Court: ‘General’ open carry not guaranteed by 2nd Amendment

Court: 'General' open carry not guaranteed by 2nd Amendment

A U.S. appeals court sided in favor of a law in Hawaii that restricts people from openly carrying guns in public without sufficient cause. HONOLULU — Hawaii’s strict limit on openly carrying firearms is lawful, a panel of federal appeals court judges ruled Wednesday in a lawsuit by a man who tried unsuccessfully several times to obtain a license to carry a loaded gun in public. George Young’s lawyer said he will ask the U.S. Supreme Court to review the case. “We are hopeful the Supreme Court will grant review in Mr. Young’s case,” attorney Alan Beck said.
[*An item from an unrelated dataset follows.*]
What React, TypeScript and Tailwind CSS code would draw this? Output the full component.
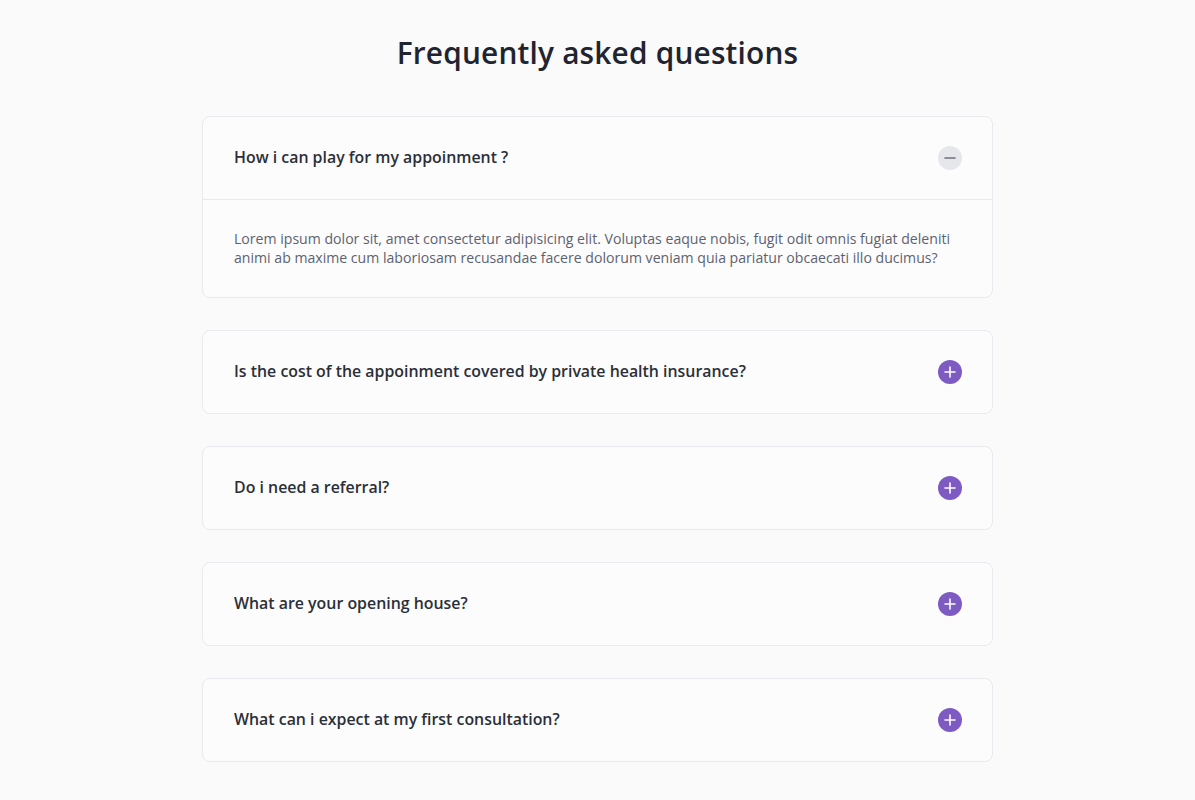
import { useState } from "react";

const answer =
  "Lorem ipsum dolor sit, amet consectetur adipisicing elit. Voluptas eaque nobis, fugit odit omnis fugiat deleniti animi ab maxime cum laboriosam recusandae facere dolorum veniam quia pariatur obcaecati illo ducimus?";

const faqs = [
  { q: "How i can play for my appoinment ?", a: answer },
  { q: "Is the cost of the appoinment covered by private health insurance?", a: answer },
  { q: "Do i need a referral?", a: answer },
  { q: "What are your opening house?", a: answer },
  { q: "What can i expect at my first consultation?", a: answer },
];

function ToggleIcon({ open }: { open: boolean }) {
  if (open) {
    return (
      <span className="w-6 h-6 rounded-full bg-[#e5e7eb] flex items-center justify-center">
        <svg width="12" height="12" viewBox="0 0 12 12">
          <path d="M1 6h10" stroke="#6b7280" strokeWidth="1.6" strokeLinecap="round" />
        </svg>
      </span>
    );
  }
  return (
    <span className="w-6 h-6 rounded-full bg-[#7e5bc2] flex items-center justify-center">
      <svg width="12" height="12" viewBox="0 0 12 12">
        <path d="M1 6h10M6 1v10" stroke="#ffffff" strokeWidth="1.6" strokeLinecap="round" />
      </svg>
    </span>
  );
}

export default function App() {
  const [openIndex, setOpenIndex] = useState<number | null>(0);

  return (
    <div
      className="min-h-screen bg-[#fafafa] pt-[34px] pb-10"
      style={{ fontFamily: "'Open Sans', 'Noto Sans', Arial, sans-serif" }}
    >
      <h1 className="text-center text-[29.8px] leading-[38px] font-semibold text-[#1f2430] tracking-[0.2px]">
        Frequently asked questions
      </h1>

      <div className="w-[791px] mx-auto mt-[44px] flex flex-col gap-[32px]">
        {faqs.map((item, i) => {
          const open = openIndex === i;
          return (
            <div key={i} className="bg-[#fcfcfd] border border-[#e9eaee] rounded-[8px]">
              <button
                className="w-full flex items-center justify-between pl-[31px] pr-[30px] h-[82px] text-left"
                onClick={() => setOpenIndex(open ? null : i)}
              >
                <span className="text-[15.9px] font-semibold text-[#2b2f38]">{item.q}</span>
                <ToggleIcon open={open} />
              </button>
              {open && (
                <div className="border-t border-[#e9eaee] pl-[31px] pr-[28px] pt-[30px] pb-[30px]">
                  <p className="text-[14.1px] leading-[18.5px] text-[#5d6270]">{item.a}</p>
                </div>
              )}
            </div>
          );
        })}
      </div>
    </div>
  );
}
Young wants to carry a gun for self-defense and says that not being able to do so violates his rights. His 2012 lawsuit was dismissed, with a judge siding with officials who said the Second Amendment only applied to guns kept in homes. He appealed. Three federal appeals court judges later ruled in his favor but the state asked for a fuller panel of judges to hear the case. That panel of 11 judges on the 9th U.S. Circuit Court of Appeals on Wednesday “held that the Second Amendment does not guarantee an unfettered, general right to openly carry arms in public for individual self-defense. Accordingly, Hawai‘i’s firearms-carry scheme is lawful.” Hawaii has a “de facto ban” on carrying guns in public, Beck said. It’s not a flat ban because individuals can carry firearms if they have good cause, Neal Katyal, an attorney representing Hawaii, argued before the panel in September. […]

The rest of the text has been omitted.